» **What to do**: Using the listing below, please gather every line containing the word "index".

▼▼▼

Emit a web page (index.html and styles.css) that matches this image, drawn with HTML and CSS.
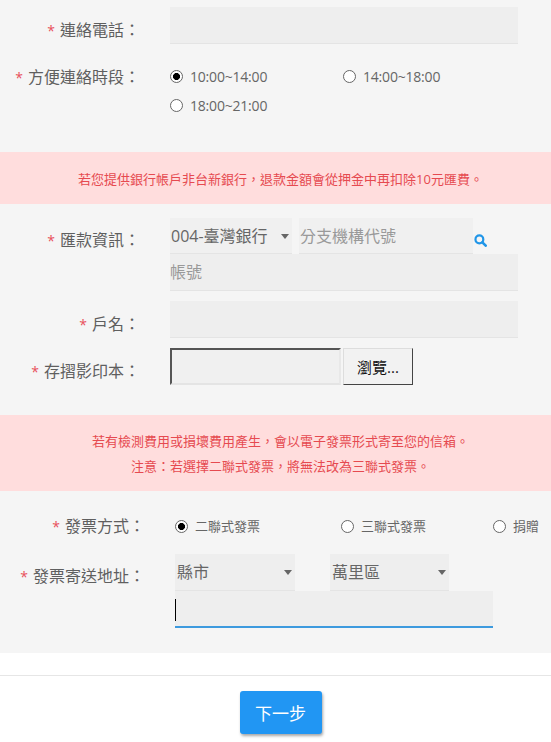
FILE: index.html
```html
<!DOCTYPE html>
<html lang="zh-Hant">
<head>
	<meta charset="UTF-8">
	<title>匯款資訊</title>
	<link rel="stylesheet" href="styles.css">
</head>
<body>
	<div class="section first">
		<div class="row phone-row">
			<label class="label"><em>*</em>連絡電話：</label>
			<div class="field"><input class="text full" type="text"></div>
		</div>
		<div class="row time-row">
			<label class="label"><em>*</em>方便連絡時段：</label>
			<div class="options">
				<label class="opt"><input type="radio" name="time" checked>10:00~14:00</label>
				<label class="opt"><input type="radio" name="time">14:00~18:00</label>
				<label class="opt"><input type="radio" name="time">18:00~21:00</label>
			</div>
		</div>
	</div>

	<div class="notice one">若您提供銀行帳戶非台新銀行，退款金額會從押金中再扣除10元匯費。</div>

	<div class="section second">
		<div class="row bank-row">
			<label class="label"><em>*</em>匯款資訊：</label>
			<div class="field">
				<div class="line">
					<div class="sel bank"><select><option>004-臺灣銀行</option></select></div>
					<input class="text branch" type="text" placeholder="分支機構代號">
					<svg class="search" width="13" height="13" viewBox="0 0 14 14"><circle cx="5.8" cy="5.8" r="4.2" fill="none" stroke="#2196e8" stroke-width="2.4"/><path d="M9 9l3.6 3.6" stroke="#2196e8" stroke-width="2.8" stroke-linecap="round"/></svg>
				</div>
				<input class="text full" type="text" placeholder="帳號">
			</div>
		</div>
		<div class="row name-row">
			<label class="label"><em>*</em>戶名：</label>
			<div class="field"><input class="text full" type="text"></div>
		</div>
		<div class="row file-row">
			<label class="label"><em>*</em>存摺影印本：</label>
			<div class="line">
				<input class="file-name" type="text">
				<button class="browse" type="button">瀏覽...</button>
			</div>
		</div>
	</div>

	<div class="notice two">
		<p>若有檢測費用或損壞費用產生，會以電子發票形式寄至您的信箱。</p>
		<p>注意：若選擇二聯式發票，將無法改為三聯式發票。</p>
	</div>

	<div class="section third">
		<div class="row invoice-row">
			<label class="label"><em>*</em>發票方式：</label>
			<div class="options small">
				<label class="opt"><input type="radio" name="inv" checked>二聯式發票</label>
				<label class="opt"><input type="radio" name="inv">三聯式發票</label>
				<label class="opt"><input type="radio" name="inv">捐贈</label>
			</div>
		</div>
		<div class="row addr-row">
			<label class="label"><em>*</em>發票寄送地址：</label>
			<div class="field">
				<div class="line city-line">
					<div class="sel city"><select><option>縣市</option></select></div>
					<div class="sel city"><select><option>萬里區</option></select></div>
				</div>
				<div class="addr-wrap">
					<input class="text addr" type="text">
					<span class="caret"></span>
				</div>
			</div>
		</div>
	</div>

	<div class="footer">
		<button class="next" type="button">下一步</button>
	</div>
</body>
</html>
```

FILE: styles.css
```css
*{
	margin: 0;
	padding: 0;
	box-sizing: border-box;
}
body{
	width: 551px;
	height: 742px;
	overflow: hidden;
	background-color: #fff;
	color: #666;
	font-family: "Open Sans", "Noto Sans CJK TC", sans-serif;
	font-size: 14px;
}
.section{
	background-color: #f5f5f5;
}
.first{
	height: 152px;
	padding-top: 7px;
}
.second{
	height: 211px;
	padding-top: 14px;
}
.third{
	height: 162px;
	padding-top: 23px;
}

.row{
	display: flex;
}
.label{
	width: 170px;
	padding-right: 30px;
	text-align: right;
	font-size: 16px;
	line-height: 24px;
	color: #5f5f5f;
	white-space: nowrap;
}
.label em{
	margin-right: 5px;
	font-size: 14px;
	font-style: normal;
	color: #e8505b;
}
.field{
	width: 348px;
}
.line{
	display: flex;
}

.text{
	display: block;
	height: 37px;
	border: 0;
	border-bottom: 1px solid #e4e4e4;
	background-color: #eee;
	font: inherit;
	font-size: 16px;
	color: #666;
	outline: none;
}
.text::placeholder{
	color: #999;
}
.full{
	width: 348px;
}

.phone-row .label{
	padding-top: 11px;
}
.time-row{
	margin-top: 21px;
}
.options{
	display: flex;
	flex-wrap: wrap;
	width: 348px;
	margin-top: -3px;
	color: #666;
	letter-spacing: -0.2px;
}
.opt{
	display: flex;
	align-items: center;
	flex: none;
	width: 173px;
	height: 29px;
	line-height: 29px;
	white-space: nowrap;
}
.opt input{
	appearance: none;
	width: 13px;
	height: 13px;
	margin-right: 7px;
	border: 1px solid #666;
	border-radius: 50%;
	background-color: #fff;
}
.opt input:checked{
	background: radial-gradient(circle, #000 3.2px, #fff 3.8px);
}

.notice{
	padding-left: 10px;
	background-color: #fdd;
	color: #e64a50;
	font-size: 13px;
	text-align: center;
}
.notice.one{
	height: 52px;
	padding-top: 17px;
	line-height: 20px;
}
.notice.two{
	height: 76px;
	padding-top: 14px;
	line-height: 25px;
}

.bank-row .label{
	padding-top: 10px;
}
.sel{
	position: relative;
}
.sel select{
	display: block;
	width: 100%;
	height: 37px;
	appearance: none;
	border: 0;
	border-bottom: 1px solid #e4e4e4;
	border-radius: 0;
	background-color: #eee;
	font: inherit;
	font-size: 16px;
	color: #666;
	padding-left: 2px;
}
.sel::after{
	content: "";
	position: absolute;
	right: 3px;
	top: 16px;
	border-top: 5px solid #666;
	border-left: 4px solid transparent;
	border-right: 4px solid transparent;
}
.bank{
	width: 122px;
	height: 36px;
}
.bank select{
	height: 36px;
	padding-left: 1px;
	background-color: #f0f0f0;
}
.branch{
	width: 174px;
	height: 36px;
	margin-left: 7px;
	padding-left: 1px;
	background-color: #f0f0f0;
}
.search{
	margin: 16px 0 0 1px;
}

.name-row{
	margin-top: 10px;
}
.name-row .label{
	padding-top: 11px;
}
.file-row{
	margin-top: 10px;
}
.file-row .label{
	padding-top: 11px;
}
.file-name{
	width: 171px;
	height: 37px;
	border-style: solid;
	border-width: 2px;
	border-color: #555 #e8e8e8 #e4e4e4 #555;
	background-color: #f0f0f0;
}
.browse{
	width: 70px;
	height: 37px;
	margin-left: 2px;
	border: 1px solid #444;
	border-top-color: #ddd;
	border-left-color: #ddd;
	background-color: #f2f2f2;
	color: #111;
	font: inherit;
	font-size: 15px;
}

.invoice-row .label,
.addr-row .label{
	padding-right: 25px;
}
.small{
	width: 376px;
	margin: 2px 0 0 5px;
	flex-wrap: nowrap;
	font-size: 13px;
	letter-spacing: 0;
}
.small .opt{
	width: 166px;
	height: 20px;
	line-height: 20px;
}
.small .opt:nth-child(2){
	width: 152px;
}
.small .opt:nth-child(3){
	width: 58px;
}
.addr-row{
	margin-top: 15px;
}
.addr-row .label{
	padding-top: 10px;
}
.addr-row .field{
	margin-left: 5px;
}
.city{
	width: 119px;
}
.city:first-child{
	width: 120px;
}
.city + .city{
	margin-left: 35px;
}
.addr-wrap{
	position: relative;
}
.addr{
	width: 318px;
	height: 37px;
	border-bottom: 2px solid #3d9ade;
}
.caret{
	position: absolute;
	left: 0;
	top: 8px;
	width: 1px;
	height: 22px;
	background-color: #000;
}

.footer{
	margin-top: 22px;
	padding-top: 15px;
	border-top: 1px solid #e6e6e6;
	text-align: center;
}
.next{
	width: 82px;
	height: 43px;
	margin-left: 10px;
	border: 0;
	border-radius: 3px;
	background-color: #2196f3;
	box-shadow: 1px 2px 3px rgba(0, 0, 0, 0.35);
	color: #fff;
	font: inherit;
	font-size: 17px;
}
```
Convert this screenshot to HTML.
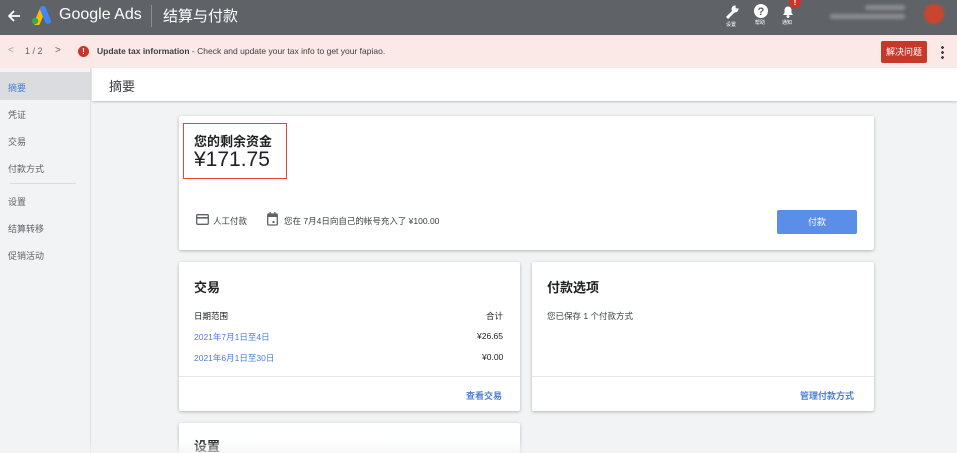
<!DOCTYPE html>
<html><head><meta charset="utf-8"><style>
*{box-sizing:border-box;margin:0;padding:0}
html,body{width:957px;height:453px;overflow:hidden}
body{background:#f1f3f4;font-family:"Liberation Sans","Noto Sans CJK SC",sans-serif;position:relative;color:#202124}
.abs{position:absolute}
.top{left:0;top:0;width:957px;height:35px;background:#5f6368}
.note{left:0;top:35px;width:957px;height:33px;background:#fbe9e7}
.side{left:0;top:68px;width:91px;height:385px;background:#f1f3f4;border-right:1px solid #e0e0e0}
.card{background:#fff;box-shadow:0 1px 3px rgba(0,0,0,.25);border-radius:2px}
.si{position:absolute;left:8px;font-size:9px;color:#5f6368}
.blue{color:#4a7fd6}
</style></head><body>
<div class="abs top"></div>
<svg class="abs" style="left:7px;top:9px" width="14" height="14" viewBox="0 0 14 14"><path d="M13 7H2M7 2L2 7l5 5" stroke="#fff" stroke-width="1.8" fill="none"/></svg>
<svg class="abs" style="left:30px;top:5px" width="22" height="20" viewBox="0 0 22 20"><path d="M7 18L13 4" stroke="#fbbc04" stroke-width="6" stroke-linecap="round"/><path d="M13 4L18 16" stroke="#4285f4" stroke-width="6" stroke-linecap="round"/><circle cx="5" cy="16" r="3.2" fill="#34a853"/></svg>
<div class="abs" style="left:59px;top:6px;font-size:16px;color:#fff">Google Ads</div>
<div class="abs" style="left:151px;top:5px;width:1px;height:22px;background:#8a8d91"></div>
<div class="abs" style="left:163px;top:5px;font-size:15px;color:#fff">结算与付款</div>
<svg class="abs" style="left:724px;top:4px" width="16" height="16" viewBox="0 0 16 16"><path d="M3 14L10 7" stroke="#fff" stroke-width="3"/><circle cx="11" cy="5" r="3.5" fill="#fff"/><circle cx="13" cy="3" r="1.5" fill="#5f6368"/></svg>
<svg class="abs" style="left:753px;top:3px" width="16" height="16" viewBox="0 0 16 16"><circle cx="8" cy="8" r="7" fill="#fff"/><text x="8" y="12" font-size="11" font-weight="bold" text-anchor="middle" fill="#5f6368" font-family="Liberation Sans">?</text></svg>
<svg class="abs" style="left:780px;top:3px" width="16" height="16" viewBox="0 0 16 16"><path d="M3 12h10l-1.5-2V7a3.5 3.5 0 0 0-7 0v3z" fill="#fff"/><circle cx="8" cy="13.5" r="1.5" fill="#fff"/></svg>
<div class="abs" style="left:789px;top:-4px;width:12px;height:12px;border-radius:50%;background:#d93025;color:#fff;font-size:9px;font-weight:bold;text-align:center;line-height:12px">!</div>
<div class="abs" style="left:726px;top:21px;font-size:5px;color:#fff">设置</div>
<div class="abs" style="left:755px;top:19px;font-size:5px;color:#fff">帮助</div>
<div class="abs" style="left:782px;top:19px;font-size:5px;color:#fff">通知</div>
<div class="abs" style="left:865px;top:5px;width:40px;height:5px;background:#8a8d91;border-radius:2px;filter:blur(1.5px)"></div>
<div class="abs" style="left:830px;top:14px;width:75px;height:5px;background:#8a8d91;border-radius:2px;filter:blur(1.5px)"></div>
<div class="abs" style="left:924px;top:4px;width:20px;height:20px;border-radius:50%;background:#c9452d;filter:blur(1px)"></div>

<div class="abs note"></div>
<div class="abs" style="left:8px;top:45px;font-size:10px;color:#9aa0a6">&lt;</div>
<div class="abs" style="left:25px;top:46px;font-size:9px;color:#5f6368">1 / 2</div>
<div class="abs" style="left:55px;top:45px;font-size:10px;color:#5f6368">&gt;</div>
<div class="abs" style="left:78px;top:46px;width:11px;height:11px;border-radius:50%;background:#c5382b;color:#fff;font-size:8px;font-weight:bold;text-align:center;line-height:11px">!</div>
<div class="abs" style="left:97px;top:46px;font-size:8.5px;color:#3c4043"><b>Update tax information</b> - Check and update your tax info to get your fapiao.</div>
<div class="abs" style="left:881px;top:41px;width:46px;height:22px;background:#c5392b;border-radius:2px;color:#fff;font-size:9px;text-align:center;line-height:22px">解决问题</div>
<div class="abs" style="left:941px;top:45px;width:3px;height:14px;background:radial-gradient(circle,#3c4043 1.3px,transparent 1.5px) 0 0/3px 5px"></div>

<div class="abs side"></div>
<div class="abs" style="left:0;top:72px;width:91px;height:28px;background:#dadce0"></div>
<div class="si blue" style="top:81px">摘要</div>
<div class="si" style="top:108px">凭证</div>
<div class="si" style="top:135px">交易</div>
<div class="si" style="top:162px">付款方式</div>
<div class="abs" style="left:10px;top:183px;width:66px;height:1px;background:#dadce0"></div>
<div class="si" style="top:195px">设置</div>
<div class="si" style="top:222px">结算转移</div>
<div class="si" style="top:249px">促销活动</div>

<div class="abs" style="left:92px;top:68px;width:865px;height:33px;background:#fff;box-shadow:0 1px 2px rgba(0,0,0,.2)"></div>
<div class="abs" style="left:109px;top:76px;font-size:13px;color:#3c4043">摘要</div>

<div class="abs card" style="left:179px;top:116px;width:695px;height:134px"></div>
<div class="abs" style="left:183px;top:123px;width:104px;height:56px;border:1.5px solid #e8452c"></div>
<div class="abs" style="left:194px;top:131px;font-size:13px;font-weight:bold;color:#202124">您的剩余资金</div>
<div class="abs" style="left:194px;top:148px;font-size:21px;color:#202124">¥171.75</div>
<svg class="abs" style="left:196px;top:214px" width="13" height="11" viewBox="0 0 13 11"><rect x=".7" y=".7" width="11.6" height="9.6" rx="1" fill="none" stroke="#5f6368" stroke-width="1.3"/><rect x="1" y="3" width="11" height="1.6" fill="#5f6368"/></svg>
<div class="abs" style="left:213px;top:215px;font-size:8.5px;color:#3c4043">人工付款</div>
<svg class="abs" style="left:267px;top:212px" width="11" height="14" viewBox="0 0 11 14"><rect x=".7" y="2" width="9.6" height="11" rx="1" fill="none" stroke="#5f6368" stroke-width="1.3"/><rect x="1" y="2" width="9" height="3" fill="#5f6368"/><rect x="2.5" y="0" width="1.3" height="3" fill="#5f6368"/><rect x="7.2" y="0" width="1.3" height="3" fill="#5f6368"/><rect x="5.5" y="9" width="2" height="2" fill="#5f6368"/></svg>
<div class="abs" style="left:284px;top:215px;font-size:8.5px;color:#3c4043">您在 7月4日向自己的帐号充入了 ¥100.00</div>
<div class="abs" style="left:777px;top:210px;width:80px;height:24px;background:#5a8ee8;border-radius:2px;color:#fff;font-size:9px;text-align:center;line-height:24px">付款</div>

<div class="abs card" style="left:179px;top:262px;width:341px;height:149px"></div>
<div class="abs" style="left:194px;top:277px;font-size:13px;font-weight:bold">交易</div>
<div class="abs" style="left:194px;top:310px;font-size:8.5px">日期范围</div>
<div class="abs" style="left:486px;top:310px;font-size:8.5px">合计</div>
<div class="abs blue" style="left:194px;top:331px;font-size:8.5px">2021年7月1日至4日</div>
<div class="abs" style="left:477px;top:331px;font-size:8.5px">¥26.65</div>
<div class="abs blue" style="left:194px;top:352px;font-size:8.5px">2021年6月1日至30日</div>
<div class="abs" style="left:482px;top:352px;font-size:8.5px">¥0.00</div>
<div class="abs" style="left:179px;top:376px;width:341px;height:1px;background:#e6e6e6"></div>
<div class="abs blue" style="left:466px;top:389px;font-size:9px;font-weight:bold">查看交易</div>

<div class="abs card" style="left:532px;top:262px;width:342px;height:149px"></div>
<div class="abs" style="left:547px;top:277px;font-size:13px;font-weight:bold">付款选项</div>
<div class="abs" style="left:547px;top:310px;font-size:8.5px;color:#3c4043">您已保存 1 个付款方式</div>
<div class="abs" style="left:532px;top:376px;width:342px;height:1px;background:#e6e6e6"></div>
<div class="abs blue" style="left:800px;top:389px;font-size:9px;font-weight:bold">管理付款方式</div>

<div class="abs card" style="left:179px;top:423px;width:341px;height:30px"></div>
<div class="abs" style="left:194px;top:436px;font-size:13px;font-weight:bold">设置</div>
<div class="abs" style="left:0;top:440px;width:957px;height:13px;background:linear-gradient(rgba(241,243,244,0),rgba(241,243,244,.7))"></div>
</body></html>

▲▲▲

» **Problem solution**:
Emit a web page (index.html and styles.css) that matches this image, drawn with HTML and CSS.
FILE: index.html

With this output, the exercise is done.